Every form of Tax planning cannot be viewed with disfavour unless the Genuineness of the Transaction is demolished: ITAT Mumbai [Read Order]

The Mumbai bench of the Income Tax Appellate Tribunal recently opined that the officers cannot disapprove every form of tax planning unless the genuineness of the transaction is not proved. The Tribunal was considering an appeal filed by the assessee against the order of assessment as per which the exemption claim made by her under section 54F of the Income Tax Act, 1961 was disallowed for the reason that the new property was acquired within a period of one year before the transfer of the asset. The Tribunal opined that such transfers are squarely covered under section 54F of the Income Tax Act, 1961.

The factual settings of the case are that, the assessee, an individual, claimed exemption under section 54F of the Income Tax Act while filing returns for the relevant assessment year. The assessee claimed that, the amount received in respect of sale of shares has been invested in purchasing a new house property, and therefore, she is eligible for exemption under section 54F of the Income Tax Act, 1961. However, the Assessing Officer has disallowed the same on the following grounds. Firstly, the assessee was not in the ownership of the shares sold at the time of purchasing the property.The said shares were gifted to the assessee by her father and brother. It was found that the assessee purchased the residential property jointly with her husband even prior to the above gift. Secondly, a larger portion of the contribution made by the assessee to purchase the said property was made out of loans raised from her family members. According to the officer, it was only a device to save tax liability. Further, the sale proceeds of the shares were used to repay the loans taken from the family members.

The assessee failed to secure relief from the Commissioner of Income Tax (Appeals) and therefore, preferred a second appeal before the Income Tax Appellate Tribunal.

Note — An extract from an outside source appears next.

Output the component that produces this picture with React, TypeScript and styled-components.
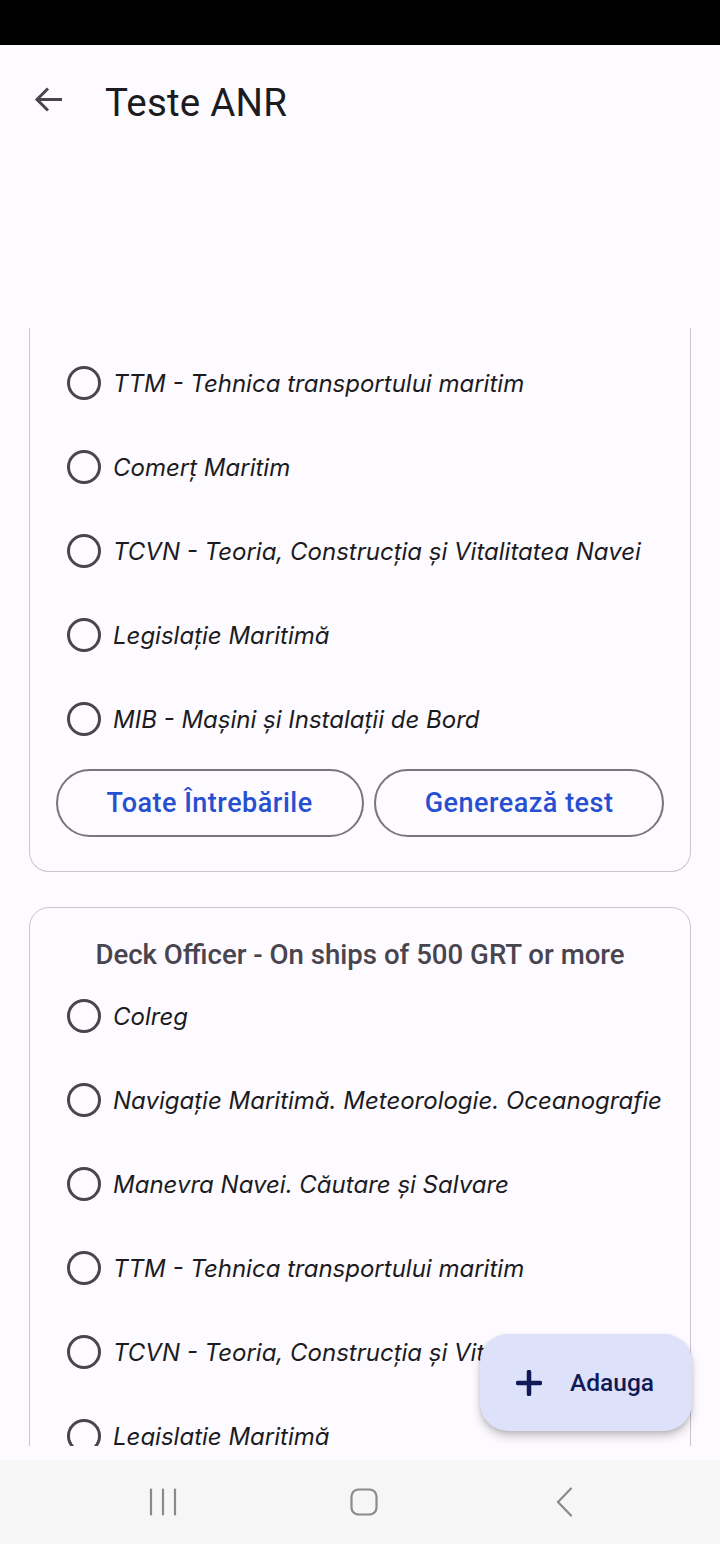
import React from "react";
import styled, { createGlobalStyle } from "styled-components";

const GlobalStyle = createGlobalStyle`
  html, body { margin: 0; padding: 0; background: #fdfbff; }
  body { font-family: Roboto, "Noto Sans", sans-serif; }
  * { box-sizing: border-box; }
`;

const Screen = styled.div`
  width: 720px;
  height: 1544px;
  display: flex;
  flex-direction: column;
  background: #fdfbff;
  position: relative;
  overflow: hidden;
`;

const StatusBar = styled.div`
  height: 45px;
  background: #000;
  flex: none;
`;

const TopBar = styled.header`
  height: 115px;
  display: flex;
  align-items: center;
  padding-left: 34px;
  gap: 42px;
  flex: none;
`;

const BackButton = styled.button`
  width: 29px;
  height: 29px;
  padding: 0;
  border: none;
  background: none;
  display: flex;
  align-items: center;
  justify-content: center;
  color: #49454f;
  margin-top: -6px;
`;

const Title = styled.h1`
  margin: 0;
  font-size: 38.5px;
  font-weight: 400;
  color: #1c1b1f;
  letter-spacing: 0.2px;
`;

const Spacer = styled.div`
  height: 168px;
  flex: none;
`;

const Viewport = styled.main`
  height: 1118px;
  overflow: hidden;
  display: flex;
  flex-direction: column;
  gap: 35px;
  flex: none;
`;

const Card = styled.section<{ $cutTop?: boolean }>`
  margin: 0 29px;
  border: 1.5px solid #cac4d0;
  border-radius: 20px;
  display: flex;
  flex-direction: column;
  flex: none;
  padding: ${(p) => (p.$cutTop ? "13px 0 34px" : "28px 0 34px")};
  ${(p) =>
    p.$cutTop &&
    `border-top: none; border-top-left-radius: 0; border-top-right-radius: 0;`}
`;

const CardTitle = styled.h2`
  margin: 0;
  height: 38px;
  line-height: 38px;
  text-align: center;
  font-size: 27.6px;
  font-weight: 500;
  color: #49454f;
`;

const Option = styled.label`
  height: 84px;
  display: flex;
  align-items: center;
  padding-left: 37px;
  gap: 12px;
  cursor: pointer;
`;

const Radio = styled.span`
  width: 34px;
  height: 34px;
  border-radius: 50%;
  border: 3.3px solid #49454f;
  flex: none;
`;

const OptionText = styled.span`
  font-family: Inter, Roboto, sans-serif;
  font-size: 24px;
  font-style: italic;
  font-weight: 400;
  color: #1c1b1f;
  white-space: nowrap;
`;

const Actions = styled.div`
  display: flex;
  justify-content: center;
  gap: 10px;
  margin-top: 8px;
`;

const OutlineButton = styled.button`
  height: 68px;
  padding: 0 49px;
  border: 2px solid #79747e;
  border-radius: 34px;
  background: transparent;
  font-family: Roboto, sans-serif;
  font-size: 27px;
  font-weight: 500;
  letter-spacing: 0.5px;
  color: #2750d0;
  white-space: nowrap;
`;

const Fab = styled.button`
  position: absolute;
  left: 480px;
  top: 1334px;
  width: 212px;
  height: 97px;
  border: none;
  border-radius: 28px;
  background: #dde1f9;
  box-shadow: 0 6px 10px rgba(0, 0, 0, 0.18), 0 2px 4px rgba(0, 0, 0, 0.12);
  display: flex;
  align-items: center;
  padding-left: 36px;
  gap: 28px;
  font-family: Roboto, sans-serif;
  font-size: 24.5px;
  font-weight: 500;
  color: #0f1a57;
`;

const NavBar = styled.nav`
  position: absolute;
  left: 0;
  right: 0;
  bottom: 0;
  height: 84px;
  background: #f6f6f6;
  display: grid;
  grid-template-columns: repeat(3, 1fr);
  align-items: center;
  justify-items: center;
  padding: 0 55px 0 62px;
`;

const NavIcon = styled.svg`
  display: block;
`;

const card1 = [
  "TTM - Tehnica transportului maritim",
  "Comerț Maritim",
  "TCVN - Teoria, Construcția și Vitalitatea Navei",
  "Legislație Maritimă",
  "MIB - Mașini și Instalații de Bord",
];

const card2 = [
  "Colreg",
  "Navigație Maritimă. Meteorologie. Oceanografie",
  "Manevra Navei. Căutare și Salvare",
  "TTM - Tehnica transportului maritim",
  "TCVN - Teoria, Construcția și Vitalitatea Navei",
  "Legislație Maritimă",
];

const OptionRow = ({ text }: { text: string }) => (
  <Option>
    <Radio />
    <OptionText>{text}</OptionText>
  </Option>
);

export default function App() {
  return (
    <>
      <GlobalStyle />
      <Screen>
        <StatusBar />
        <TopBar>
          <BackButton aria-label="Înapoi">
            <svg width="29" height="29" viewBox="0 0 29 29" fill="none">
              <path
                d="M28 14.5H3M14 3.5L3 14.5L14 25.5"
                stroke="currentColor"
                strokeWidth="3"
              />
            </svg>
          </BackButton>
          <Title>Teste ANR</Title>
        </TopBar>
        <Spacer />
        <Viewport>
          <Card $cutTop>
            {card1.map((t) => (
              <OptionRow key={t} text={t} />
            ))}
            <Actions>
              <OutlineButton>Toate Întrebările</OutlineButton>
              <OutlineButton>Generează test</OutlineButton>
            </Actions>
          </Card>
          <Card>
            <CardTitle>Deck Officer - On ships of 500 GRT or more</CardTitle>
            {card2.map((t) => (
              <OptionRow key={t} text={t} />
            ))}
          </Card>
        </Viewport>
        <Fab>
          <svg width="26" height="26" viewBox="0 0 26 26">
            <path d="M13 2V24M2 13H24" stroke="currentColor" strokeWidth="4.5" strokeLinecap="round" />
          </svg>
          Adauga
        </Fab>
        <NavBar>
          <NavIcon width="28" height="28" viewBox="0 0 28 28" fill="none" stroke="#8a8a8a" strokeWidth="2.2" strokeLinecap="round">
            <path d="M2 1.5V26.5M14 1.5V26.5M26 1.5V26.5" />
          </NavIcon>
          <NavIcon width="28" height="28" viewBox="0 0 28 28" fill="none" stroke="#8a8a8a" strokeWidth="2.2">
            <rect x="1.5" y="1.5" width="25" height="25" rx="7" />
          </NavIcon>
          <NavIcon width="28" height="30" viewBox="0 0 28 30" fill="none" stroke="#8a8a8a" strokeWidth="2.2" strokeLinecap="round">
            <path d="M20 1.5L7 15L20 28.5" />
          </NavIcon>
        </NavBar>
      </Screen>
    </>
  );
}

The tribunal, while accepting the contentions of the assessee has observed that the Assessing Officer misdirected himself in doubting the bonafides of the assessee’s claim for exemption. The Tribunal pointed out that “Notably, the shares which were received as gift by the assessee from her brother and father has not been sold/transferred within the family but the same have been sold to non related buyers. Therefore, there is nothing to suggest any infirmity or dubiousness in the sale of such shares and the earning of capital gains thereon. No doubt the capital gains have accrued subsequent to the purchase of the residential property but section 54F of the Income Tax Act, 1961 Act itself prescribes a window whereby exemption is available even where the new property was acquired within a period of one year before the transfer of the asset, which has generated capital gains. Therefore, without establishing any subterfuge on the part of the assessee based on any credible evidence or material, the mere fact that the gift of shares to the assessee and subsequent sale has resulted into saving of capital gain tax would not make the claim of exemption under section 54F of the Income Tax Act, 1961 as a colourable device. We are in agreement with the plea of the assessee that every form of tax planning cannot be viewed with disfavour unless the genuineness of the transaction is demolished. In the present case, the fact that the capital gains have arisen on transfer of shares effected to third party and also considering the fact that the gift of shares to the assessee by her father and brother has not been rejected by the Assessing Officer as an invalid gift, we, do not find any justifiable reason for doubting the bonafides of the exemption claimed under section 54F of the Income Tax Act.”